More than 60 years ago, in two cases involving the Scottsboro boys--black youths found guilty and sentenced to death by all-white juries for allegedly raping two white women--the Supreme Court overturned a series of unlawful convictions and invested itself in a slow disassembling of America’s apartheid system of criminal justice. Today, in the wake of the civil rights revolution and the legal innovations of the Supreme Court under Chief Justice Earl Warren, blacks (as well as other minorities) enjoy a formal equality before the bar of the criminal law. They possess the right to counsel, to sit on juries and to be free from intentionally racist police conduct, prosecutions and sentences. They also now serve as officers of the law at every level--from beat cop to justice of the Supreme Court.

Yet, as Harvard law professor Randall Kennedy reminds us in his meticulously researched, regrettably dense and sure to be controversial “Race, Crime, and the Law,” for all this progress, the problem of racism in the criminal law remains serious and stubborn. Police misconduct, such as the excessive use of force or chronic harassment, continues to plague minority communities. Despite explicit prohibitions, prosecutors still manipulate jury selection to remove minorities from the jury box and judges, far too often, let them get away with it. In general, the system regularly under-protects minority communities from crime while over-publicizing minority wrongdoers.

Our legacy of racism also has created a destructive backlash. Among some blacks, distrust of the police and of the “system” has become so deeply ingrained that they refuse to credit police testimony or ignore strong evidence of criminality. Johnnie Cochran “played the race card” in the O.J. Simpson case because he knew from that experience it might work.

In recent years--with the Rodney King beating case, the Reginald Denny beating trial and, of course, O.J. Simpson--whatever mutual faith we had developed in our system’s ability to deliver impartial justice has suffered a terrible setback. Many of us have gravitated to extremes. One camp minimizes the injustices of our racist past and denies the continuing influence of race on criminal justice--except when minority lawyers use the “send a message” defense to avoid convictions.

Advertisement

A second camp sees racial oppression everywhere. To abolish today’s “white man’s law,” they would create a system explicitly organized by race. At a minimum, this group would require that every jury panel conform to the racial proportions of the community. Some of its theorists even embrace the idea that, in order to protect black communities, black jurors should vote to acquit black defendants charged with “nonviolent” crimes.

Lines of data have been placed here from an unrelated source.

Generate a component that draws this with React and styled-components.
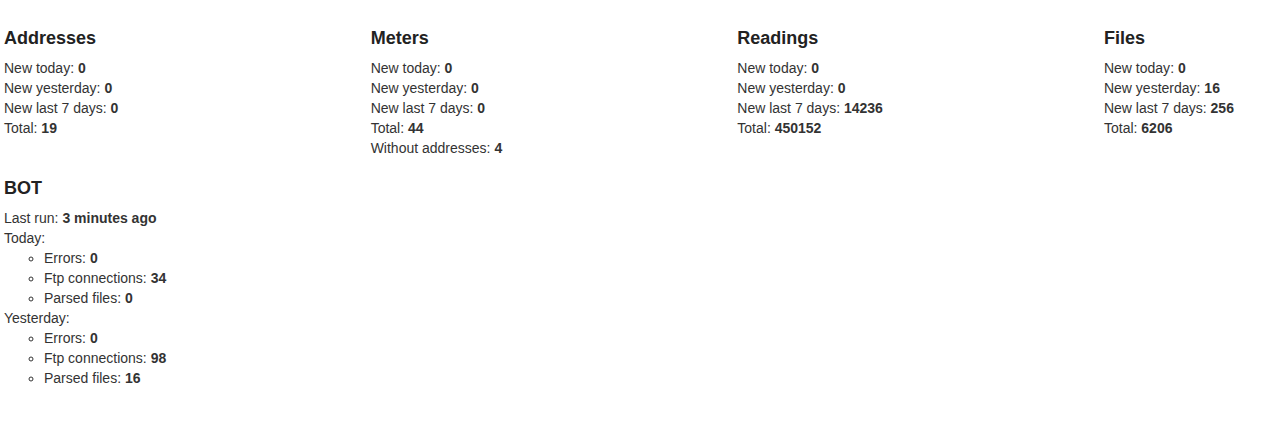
import React from "react";
import styled, { createGlobalStyle } from "styled-components";

const Global = createGlobalStyle`
  html, body { margin: 0; padding: 0; background: #fff; }
  body {
    font-family: "Liberation Sans", Arial, Helvetica, sans-serif;
    font-size: 14px;
    line-height: 20px;
    color: #333;
  }
`;

const Page = styled.div`
  padding: 8px 0 0 4px;
  overflow: hidden;
`;

const StatsRow = styled.div`
  display: grid;
  grid-template-columns: repeat(3, 366.67px) 1fr;
`;

const Section = styled.section``;

const Heading = styled.h3`
  font-size: 18px;
  font-weight: 700;
  line-height: 20px;
  margin: 20px 0 10px;
  color: #222;
`;

const Line = styled.div`
  line-height: 20px;
`;

const List = styled.ul`
  margin: 0;
  padding-left: 40px;
  list-style-type: circle;
`;

const Item = styled.li`
  line-height: 20px;
`;

const stats = [
  {
    title: "Addresses",
    rows: [
      ["New today", "0"],
      ["New yesterday", "0"],
      ["New last 7 days", "0"],
      ["Total", "19"],
    ],
  },
  {
    title: "Meters",
    rows: [
      ["New today", "0"],
      ["New yesterday", "0"],
      ["New last 7 days", "0"],
      ["Total", "44"],
      ["Without addresses", "4"],
    ],
  },
  {
    title: "Readings",
    rows: [
      ["New today", "0"],
      ["New yesterday", "0"],
      ["New last 7 days", "14236"],
      ["Total", "450152"],
    ],
  },
  {
    title: "Files",
    rows: [
      ["New today", "0"],
      ["New yesterday", "16"],
      ["New last 7 days", "256"],
      ["Total", "6206"],
    ],
  },
];

const botDays = [
  { label: "Today", errors: "0", ftp: "34", parsed: "0" },
  { label: "Yesterday", errors: "0", ftp: "98", parsed: "16" },
];

export default function App() {
  return (
    <>
      <Global />
      <Page>
        <StatsRow>
          {stats.map((s) => (
            <Section key={s.title}>
              <Heading>{s.title}</Heading>
              {s.rows.map(([k, v]) => (
                <Line key={k}>
                  {k}: <b>{v}</b>
                </Line>
              ))}
            </Section>
          ))}
        </StatsRow>
        <Section>
          <Heading>BOT</Heading>
          <Line>
            Last run: <b>3 minutes ago</b>
          </Line>
          {botDays.map((d) => (
            <React.Fragment key={d.label}>
              <Line>{d.label}:</Line>
              <List>
                <Item>
                  Errors: <b>{d.errors}</b>
                </Item>
                <Item>
                  Ftp connections: <b>{d.ftp}</b>
                </Item>
                <Item>
                  Parsed files: <b>{d.parsed}</b>
                </Item>
              </List>
            </React.Fragment>
          ))}
        </Section>
      </Page>
    </>
  );
}
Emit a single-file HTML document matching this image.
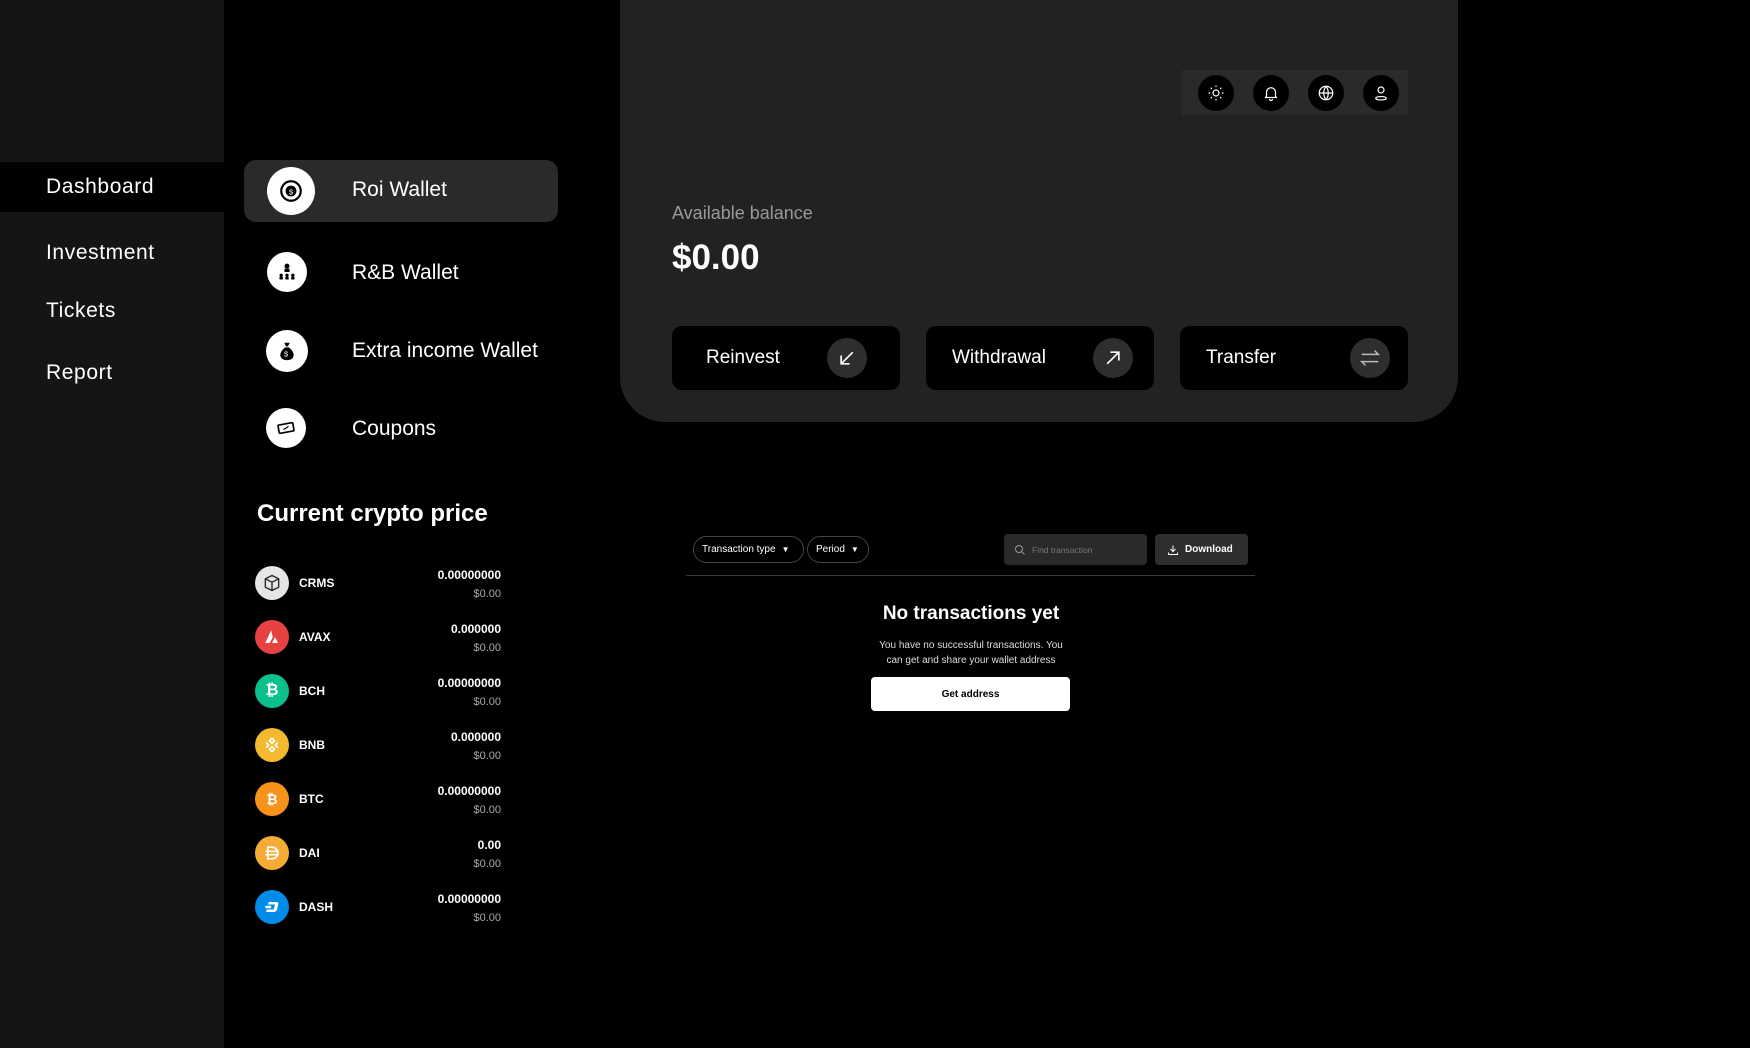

Amid this depressing chaos, Kennedy, a leading black academic, seeks a middle ground. He recognizes and condemns the racism of both past and present but also, and as important, acknowledges the racial progress we have made. The ultimate question for Kennedy is how to build on that progress. He answers, emphatically, that the only satisfactory response to the racial divisions that haunt the criminal justice system is to refuse to accommodate them and to establish a system that rejects racial sorting or preferences of any kind.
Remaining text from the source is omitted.